SHORT TASK →
Give back every line exactly as it appears, pictures excluded.

━━━━━━━━━━━━━━━━━━━━

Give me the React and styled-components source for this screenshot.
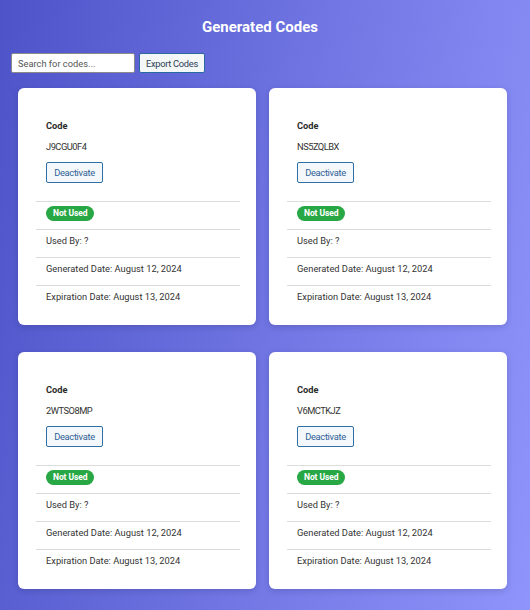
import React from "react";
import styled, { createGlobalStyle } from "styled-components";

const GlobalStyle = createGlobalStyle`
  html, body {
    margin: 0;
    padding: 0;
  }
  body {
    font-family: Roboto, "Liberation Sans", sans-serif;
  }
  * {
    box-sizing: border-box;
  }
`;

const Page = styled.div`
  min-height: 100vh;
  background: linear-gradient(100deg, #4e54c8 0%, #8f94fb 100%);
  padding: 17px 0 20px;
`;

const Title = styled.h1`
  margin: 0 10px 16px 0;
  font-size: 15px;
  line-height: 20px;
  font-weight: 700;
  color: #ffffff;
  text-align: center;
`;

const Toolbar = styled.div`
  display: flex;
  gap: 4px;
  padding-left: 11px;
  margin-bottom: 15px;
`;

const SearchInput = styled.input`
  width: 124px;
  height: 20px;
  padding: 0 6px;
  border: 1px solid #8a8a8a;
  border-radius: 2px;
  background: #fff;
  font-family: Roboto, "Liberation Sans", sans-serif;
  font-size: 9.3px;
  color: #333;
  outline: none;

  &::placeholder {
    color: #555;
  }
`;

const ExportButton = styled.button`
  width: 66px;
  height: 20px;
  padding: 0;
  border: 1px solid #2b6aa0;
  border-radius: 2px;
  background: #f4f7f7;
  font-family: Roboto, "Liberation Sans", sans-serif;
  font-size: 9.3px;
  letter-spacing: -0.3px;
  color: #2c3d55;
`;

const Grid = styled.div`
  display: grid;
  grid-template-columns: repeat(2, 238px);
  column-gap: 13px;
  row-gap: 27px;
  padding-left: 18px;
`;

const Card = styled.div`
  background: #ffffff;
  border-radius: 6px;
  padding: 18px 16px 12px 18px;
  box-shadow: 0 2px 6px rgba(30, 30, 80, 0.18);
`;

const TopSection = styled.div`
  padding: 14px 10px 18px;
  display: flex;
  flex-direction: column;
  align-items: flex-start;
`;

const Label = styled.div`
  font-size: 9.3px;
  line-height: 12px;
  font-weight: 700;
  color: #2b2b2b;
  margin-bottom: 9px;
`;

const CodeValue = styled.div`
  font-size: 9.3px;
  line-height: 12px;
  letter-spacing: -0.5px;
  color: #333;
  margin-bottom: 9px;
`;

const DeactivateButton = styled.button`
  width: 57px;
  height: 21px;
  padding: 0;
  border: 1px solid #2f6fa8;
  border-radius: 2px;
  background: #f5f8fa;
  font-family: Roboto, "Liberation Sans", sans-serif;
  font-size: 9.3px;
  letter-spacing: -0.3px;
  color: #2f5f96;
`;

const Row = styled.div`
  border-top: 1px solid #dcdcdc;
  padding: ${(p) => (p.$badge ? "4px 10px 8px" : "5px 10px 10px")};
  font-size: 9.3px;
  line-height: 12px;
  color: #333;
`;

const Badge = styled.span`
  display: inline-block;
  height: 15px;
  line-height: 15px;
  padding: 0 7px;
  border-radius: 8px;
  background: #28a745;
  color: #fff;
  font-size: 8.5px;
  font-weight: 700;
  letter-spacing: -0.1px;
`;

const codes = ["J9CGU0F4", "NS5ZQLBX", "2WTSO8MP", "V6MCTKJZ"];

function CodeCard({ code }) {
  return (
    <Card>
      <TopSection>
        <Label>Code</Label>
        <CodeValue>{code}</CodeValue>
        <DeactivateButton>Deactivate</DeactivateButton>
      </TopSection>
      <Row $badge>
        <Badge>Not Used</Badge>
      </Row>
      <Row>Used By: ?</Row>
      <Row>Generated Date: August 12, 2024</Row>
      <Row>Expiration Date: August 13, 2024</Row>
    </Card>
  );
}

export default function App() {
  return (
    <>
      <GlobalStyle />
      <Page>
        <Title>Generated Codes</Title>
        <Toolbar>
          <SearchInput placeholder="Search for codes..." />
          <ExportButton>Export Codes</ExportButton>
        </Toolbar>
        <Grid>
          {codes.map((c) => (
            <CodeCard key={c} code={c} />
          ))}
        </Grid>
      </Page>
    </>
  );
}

━━━━━━━━━━━━━━━━━━━━

TASK RESPONSE →
Give me the React and styled-components source for this screenshot.
import React from "react";
import styled, { createGlobalStyle } from "styled-components";

const GlobalStyle = createGlobalStyle`
  html, body {
    margin: 0;
    padding: 0;
  }
  body {
    font-family: Roboto, "Liberation Sans", sans-serif;
  }
  * {
    box-sizing: border-box;
  }
`;

const Page = styled.div`
  min-height: 100vh;
  background: linear-gradient(100deg, #4e54c8 0%, #8f94fb 100%);
  padding: 17px 0 20px;
`;

const Title = styled.h1`
  margin: 0 10px 16px 0;
  font-size: 15px;
  line-height: 20px;
  font-weight: 700;
  color: #ffffff;
  text-align: center;
`;

const Toolbar = styled.div`
  display: flex;
  gap: 4px;
  padding-left: 11px;
  margin-bottom: 15px;
`;

const SearchInput = styled.input`
  width: 124px;
  height: 20px;
  padding: 0 6px;
  border: 1px solid #8a8a8a;
  border-radius: 2px;
  background: #fff;
  font-family: Roboto, "Liberation Sans", sans-serif;
  font-size: 9.3px;
  color: #333;
  outline: none;

  &::placeholder {
    color: #555;
  }
`;

const ExportButton = styled.button`
  width: 66px;
  height: 20px;
  padding: 0;
  border: 1px solid #2b6aa0;
  border-radius: 2px;
  background: #f4f7f7;
  font-family: Roboto, "Liberation Sans", sans-serif;
  font-size: 9.3px;
  letter-spacing: -0.3px;
  color: #2c3d55;
`;

const Grid = styled.div`
  display: grid;
  grid-template-columns: repeat(2, 238px);
  column-gap: 13px;
  row-gap: 27px;
  padding-left: 18px;
`;

const Card = styled.div`
  background: #ffffff;
  border-radius: 6px;
  padding: 18px 16px 12px 18px;
  box-shadow: 0 2px 6px rgba(30, 30, 80, 0.18);
`;

const TopSection = styled.div`
  padding: 14px 10px 18px;
  display: flex;
  flex-direction: column;
  align-items: flex-start;
`;

const Label = styled.div`
  font-size: 9.3px;
  line-height: 12px;
  font-weight: 700;
  color: #2b2b2b;
  margin-bottom: 9px;
`;

const CodeValue = styled.div`
  font-size: 9.3px;
  line-height: 12px;
  letter-spacing: -0.5px;
  color: #333;
  margin-bottom: 9px;
`;

const DeactivateButton = styled.button`
  width: 57px;
  height: 21px;
  padding: 0;
  border: 1px solid #2f6fa8;
  border-radius: 2px;
  background: #f5f8fa;
  font-family: Roboto, "Liberation Sans", sans-serif;
  font-size: 9.3px;
  letter-spacing: -0.3px;
  color: #2f5f96;
`;

const Row = styled.div`
  border-top: 1px solid #dcdcdc;
  padding: ${(p) => (p.$badge ? "4px 10px 8px" : "5px 10px 10px")};
  font-size: 9.3px;
  line-height: 12px;
  color: #333;
`;

const Badge = styled.span`
  display: inline-block;
  height: 15px;
  line-height: 15px;
  padding: 0 7px;
  border-radius: 8px;
  background: #28a745;
  color: #fff;
  font-size: 8.5px;
  font-weight: 700;
  letter-spacing: -0.1px;
`;

const codes = ["J9CGU0F4", "NS5ZQLBX", "2WTSO8MP", "V6MCTKJZ"];

function CodeCard({ code }) {
  return (
    <Card>
      <TopSection>
        <Label>Code</Label>
        <CodeValue>{code}</CodeValue>
        <DeactivateButton>Deactivate</DeactivateButton>
      </TopSection>
      <Row $badge>
        <Badge>Not Used</Badge>
      </Row>
      <Row>Used By: ?</Row>
      <Row>Generated Date: August 12, 2024</Row>
      <Row>Expiration Date: August 13, 2024</Row>
    </Card>
  );
}

export default function App() {
  return (
    <>
      <GlobalStyle />
      <Page>
        <Title>Generated Codes</Title>
        <Toolbar>
          <SearchInput placeholder="Search for codes..." />
          <ExportButton>Export Codes</ExportButton>
        </Toolbar>
        <Grid>
          {codes.map((c) => (
            <CodeCard key={c} code={c} />
          ))}
        </Grid>
      </Page>
    </>
  );
}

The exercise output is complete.